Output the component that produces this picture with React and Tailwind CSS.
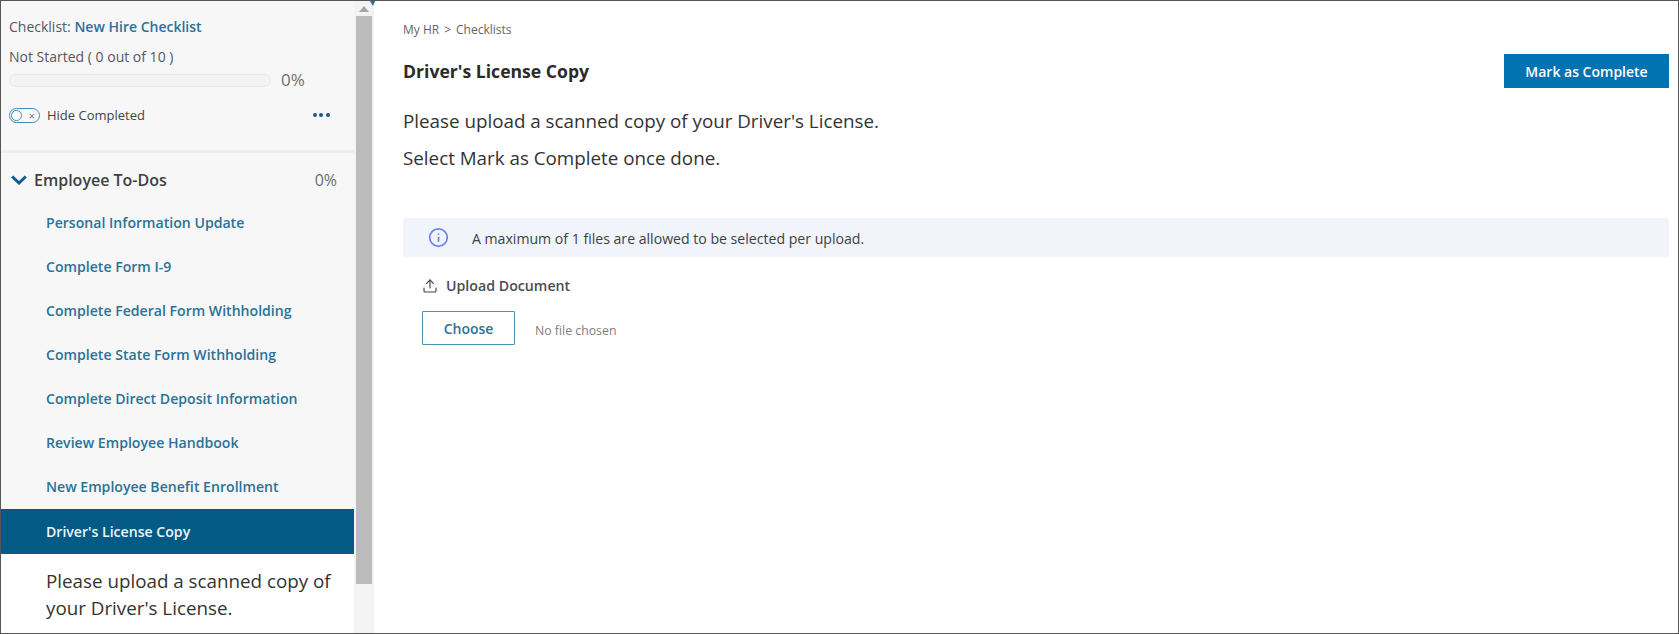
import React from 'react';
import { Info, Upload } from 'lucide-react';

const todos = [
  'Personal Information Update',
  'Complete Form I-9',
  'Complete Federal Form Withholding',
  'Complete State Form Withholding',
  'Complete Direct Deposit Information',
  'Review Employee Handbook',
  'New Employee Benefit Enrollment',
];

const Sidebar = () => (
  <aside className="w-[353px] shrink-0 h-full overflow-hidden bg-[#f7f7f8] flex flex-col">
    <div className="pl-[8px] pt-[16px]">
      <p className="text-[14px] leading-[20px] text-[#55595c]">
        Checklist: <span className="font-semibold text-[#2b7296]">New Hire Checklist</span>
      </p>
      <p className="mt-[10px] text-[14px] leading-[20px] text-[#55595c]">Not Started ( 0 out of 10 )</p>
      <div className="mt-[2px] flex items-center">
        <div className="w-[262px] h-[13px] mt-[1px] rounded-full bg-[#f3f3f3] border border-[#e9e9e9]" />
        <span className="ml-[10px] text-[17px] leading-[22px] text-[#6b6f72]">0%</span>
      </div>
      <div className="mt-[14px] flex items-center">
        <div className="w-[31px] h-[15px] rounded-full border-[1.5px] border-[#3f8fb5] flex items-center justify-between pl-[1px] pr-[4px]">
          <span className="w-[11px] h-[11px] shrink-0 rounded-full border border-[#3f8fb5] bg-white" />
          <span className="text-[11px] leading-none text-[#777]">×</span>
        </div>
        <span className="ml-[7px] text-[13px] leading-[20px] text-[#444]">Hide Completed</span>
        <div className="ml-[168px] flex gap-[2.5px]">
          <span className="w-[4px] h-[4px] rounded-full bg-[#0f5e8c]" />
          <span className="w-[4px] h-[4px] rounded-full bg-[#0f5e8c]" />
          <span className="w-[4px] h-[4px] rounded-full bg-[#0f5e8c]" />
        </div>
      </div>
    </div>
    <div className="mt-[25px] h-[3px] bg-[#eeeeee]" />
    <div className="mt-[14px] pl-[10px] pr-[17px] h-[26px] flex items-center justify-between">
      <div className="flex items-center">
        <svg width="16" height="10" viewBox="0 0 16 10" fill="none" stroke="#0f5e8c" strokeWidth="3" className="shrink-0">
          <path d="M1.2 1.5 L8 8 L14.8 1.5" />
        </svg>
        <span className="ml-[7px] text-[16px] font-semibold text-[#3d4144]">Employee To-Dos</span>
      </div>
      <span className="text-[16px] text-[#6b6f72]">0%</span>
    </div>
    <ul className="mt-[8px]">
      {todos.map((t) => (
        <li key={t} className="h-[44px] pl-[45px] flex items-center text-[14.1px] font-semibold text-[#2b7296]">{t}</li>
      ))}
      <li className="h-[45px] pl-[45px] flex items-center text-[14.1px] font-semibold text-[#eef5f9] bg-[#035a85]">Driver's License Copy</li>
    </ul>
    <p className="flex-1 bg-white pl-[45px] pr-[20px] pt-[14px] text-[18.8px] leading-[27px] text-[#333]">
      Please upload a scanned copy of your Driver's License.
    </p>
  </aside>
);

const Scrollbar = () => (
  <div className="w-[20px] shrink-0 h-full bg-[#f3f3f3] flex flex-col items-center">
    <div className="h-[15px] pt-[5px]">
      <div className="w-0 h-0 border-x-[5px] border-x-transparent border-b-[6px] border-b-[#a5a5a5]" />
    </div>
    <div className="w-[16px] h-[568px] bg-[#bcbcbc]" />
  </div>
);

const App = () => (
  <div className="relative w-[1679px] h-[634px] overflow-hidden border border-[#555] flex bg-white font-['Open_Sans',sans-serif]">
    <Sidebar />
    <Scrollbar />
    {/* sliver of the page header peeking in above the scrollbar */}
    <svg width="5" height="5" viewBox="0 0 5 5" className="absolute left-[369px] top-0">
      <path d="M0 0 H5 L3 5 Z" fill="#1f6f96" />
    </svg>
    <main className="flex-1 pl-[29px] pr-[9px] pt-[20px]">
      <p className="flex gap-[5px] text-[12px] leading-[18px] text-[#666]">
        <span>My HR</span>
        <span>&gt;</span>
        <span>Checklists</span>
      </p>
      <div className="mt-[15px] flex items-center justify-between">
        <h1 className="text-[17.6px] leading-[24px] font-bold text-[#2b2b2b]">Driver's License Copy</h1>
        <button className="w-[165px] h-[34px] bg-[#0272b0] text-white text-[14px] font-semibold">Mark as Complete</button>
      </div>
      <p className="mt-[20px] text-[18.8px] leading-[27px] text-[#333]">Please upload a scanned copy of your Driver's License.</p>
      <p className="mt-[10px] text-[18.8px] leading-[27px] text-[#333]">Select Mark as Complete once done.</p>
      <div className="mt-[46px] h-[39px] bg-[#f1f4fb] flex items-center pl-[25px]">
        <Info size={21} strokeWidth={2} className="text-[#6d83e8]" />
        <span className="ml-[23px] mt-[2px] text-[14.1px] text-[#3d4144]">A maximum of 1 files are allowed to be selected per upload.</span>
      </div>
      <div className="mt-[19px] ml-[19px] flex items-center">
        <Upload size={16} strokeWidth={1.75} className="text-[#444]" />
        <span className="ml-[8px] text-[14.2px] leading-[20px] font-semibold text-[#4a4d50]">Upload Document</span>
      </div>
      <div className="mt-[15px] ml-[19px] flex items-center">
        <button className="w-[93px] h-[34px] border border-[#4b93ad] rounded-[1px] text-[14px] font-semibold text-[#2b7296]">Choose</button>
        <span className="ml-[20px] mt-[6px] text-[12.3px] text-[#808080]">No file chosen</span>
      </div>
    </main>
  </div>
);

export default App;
# # # #
• _OBJECTIVE_:
Make an exact copy of the listing above. Do not include the pictures.

• _WRITTEN SOLUTION_:
Output the component that produces this picture with React and Tailwind CSS.
import React from 'react';
import { Info, Upload } from 'lucide-react';

const todos = [
  'Personal Information Update',
  'Complete Form I-9',
  'Complete Federal Form Withholding',
  'Complete State Form Withholding',
  'Complete Direct Deposit Information',
  'Review Employee Handbook',
  'New Employee Benefit Enrollment',
];

const Sidebar = () => (
  <aside className="w-[353px] shrink-0 h-full overflow-hidden bg-[#f7f7f8] flex flex-col">
    <div className="pl-[8px] pt-[16px]">
      <p className="text-[14px] leading-[20px] text-[#55595c]">
        Checklist: <span className="font-semibold text-[#2b7296]">New Hire Checklist</span>
      </p>
      <p className="mt-[10px] text-[14px] leading-[20px] text-[#55595c]">Not Started ( 0 out of 10 )</p>
      <div className="mt-[2px] flex items-center">
        <div className="w-[262px] h-[13px] mt-[1px] rounded-full bg-[#f3f3f3] border border-[#e9e9e9]" />
        <span className="ml-[10px] text-[17px] leading-[22px] text-[#6b6f72]">0%</span>
      </div>
      <div className="mt-[14px] flex items-center">
        <div className="w-[31px] h-[15px] rounded-full border-[1.5px] border-[#3f8fb5] flex items-center justify-between pl-[1px] pr-[4px]">
          <span className="w-[11px] h-[11px] shrink-0 rounded-full border border-[#3f8fb5] bg-white" />
          <span className="text-[11px] leading-none text-[#777]">×</span>
        </div>
        <span className="ml-[7px] text-[13px] leading-[20px] text-[#444]">Hide Completed</span>
        <div className="ml-[168px] flex gap-[2.5px]">
          <span className="w-[4px] h-[4px] rounded-full bg-[#0f5e8c]" />
          <span className="w-[4px] h-[4px] rounded-full bg-[#0f5e8c]" />
          <span className="w-[4px] h-[4px] rounded-full bg-[#0f5e8c]" />
        </div>
      </div>
    </div>
    <div className="mt-[25px] h-[3px] bg-[#eeeeee]" />
    <div className="mt-[14px] pl-[10px] pr-[17px] h-[26px] flex items-center justify-between">
      <div className="flex items-center">
        <svg width="16" height="10" viewBox="0 0 16 10" fill="none" stroke="#0f5e8c" strokeWidth="3" className="shrink-0">
          <path d="M1.2 1.5 L8 8 L14.8 1.5" />
        </svg>
        <span className="ml-[7px] text-[16px] font-semibold text-[#3d4144]">Employee To-Dos</span>
      </div>
      <span className="text-[16px] text-[#6b6f72]">0%</span>
    </div>
    <ul className="mt-[8px]">
      {todos.map((t) => (
        <li key={t} className="h-[44px] pl-[45px] flex items-center text-[14.1px] font-semibold text-[#2b7296]">{t}</li>
      ))}
      <li className="h-[45px] pl-[45px] flex items-center text-[14.1px] font-semibold text-[#eef5f9] bg-[#035a85]">Driver's License Copy</li>
    </ul>
    <p className="flex-1 bg-white pl-[45px] pr-[20px] pt-[14px] text-[18.8px] leading-[27px] text-[#333]">
      Please upload a scanned copy of your Driver's License.
    </p>
  </aside>
);

const Scrollbar = () => (
  <div className="w-[20px] shrink-0 h-full bg-[#f3f3f3] flex flex-col items-center">
    <div className="h-[15px] pt-[5px]">
      <div className="w-0 h-0 border-x-[5px] border-x-transparent border-b-[6px] border-b-[#a5a5a5]" />
    </div>
    <div className="w-[16px] h-[568px] bg-[#bcbcbc]" />
  </div>
);

const App = () => (
  <div className="relative w-[1679px] h-[634px] overflow-hidden border border-[#555] flex bg-white font-['Open_Sans',sans-serif]">
    <Sidebar />
    <Scrollbar />
    {/* sliver of the page header peeking in above the scrollbar */}
    <svg width="5" height="5" viewBox="0 0 5 5" className="absolute left-[369px] top-0">
      <path d="M0 0 H5 L3 5 Z" fill="#1f6f96" />
    </svg>
    <main className="flex-1 pl-[29px] pr-[9px] pt-[20px]">
      <p className="flex gap-[5px] text-[12px] leading-[18px] text-[#666]">
        <span>My HR</span>
        <span>&gt;</span>
        <span>Checklists</span>
      </p>
      <div className="mt-[15px] flex items-center justify-between">
        <h1 className="text-[17.6px] leading-[24px] font-bold text-[#2b2b2b]">Driver's License Copy</h1>
        <button className="w-[165px] h-[34px] bg-[#0272b0] text-white text-[14px] font-semibold">Mark as Complete</button>
      </div>
      <p className="mt-[20px] text-[18.8px] leading-[27px] text-[#333]">Please upload a scanned copy of your Driver's License.</p>
      <p className="mt-[10px] text-[18.8px] leading-[27px] text-[#333]">Select Mark as Complete once done.</p>
      <div className="mt-[46px] h-[39px] bg-[#f1f4fb] flex items-center pl-[25px]">
        <Info size={21} strokeWidth={2} className="text-[#6d83e8]" />
        <span className="ml-[23px] mt-[2px] text-[14.1px] text-[#3d4144]">A maximum of 1 files are allowed to be selected per upload.</span>
      </div>
      <div className="mt-[19px] ml-[19px] flex items-center">
        <Upload size={16} strokeWidth={1.75} className="text-[#444]" />
        <span className="ml-[8px] text-[14.2px] leading-[20px] font-semibold text-[#4a4d50]">Upload Document</span>
      </div>
      <div className="mt-[15px] ml-[19px] flex items-center">
        <button className="w-[93px] h-[34px] border border-[#4b93ad] rounded-[1px] text-[14px] font-semibold text-[#2b7296]">Choose</button>
        <span className="ml-[20px] mt-[6px] text-[12.3px] text-[#808080]">No file chosen</span>
      </div>
    </main>
  </div>
);

export default App;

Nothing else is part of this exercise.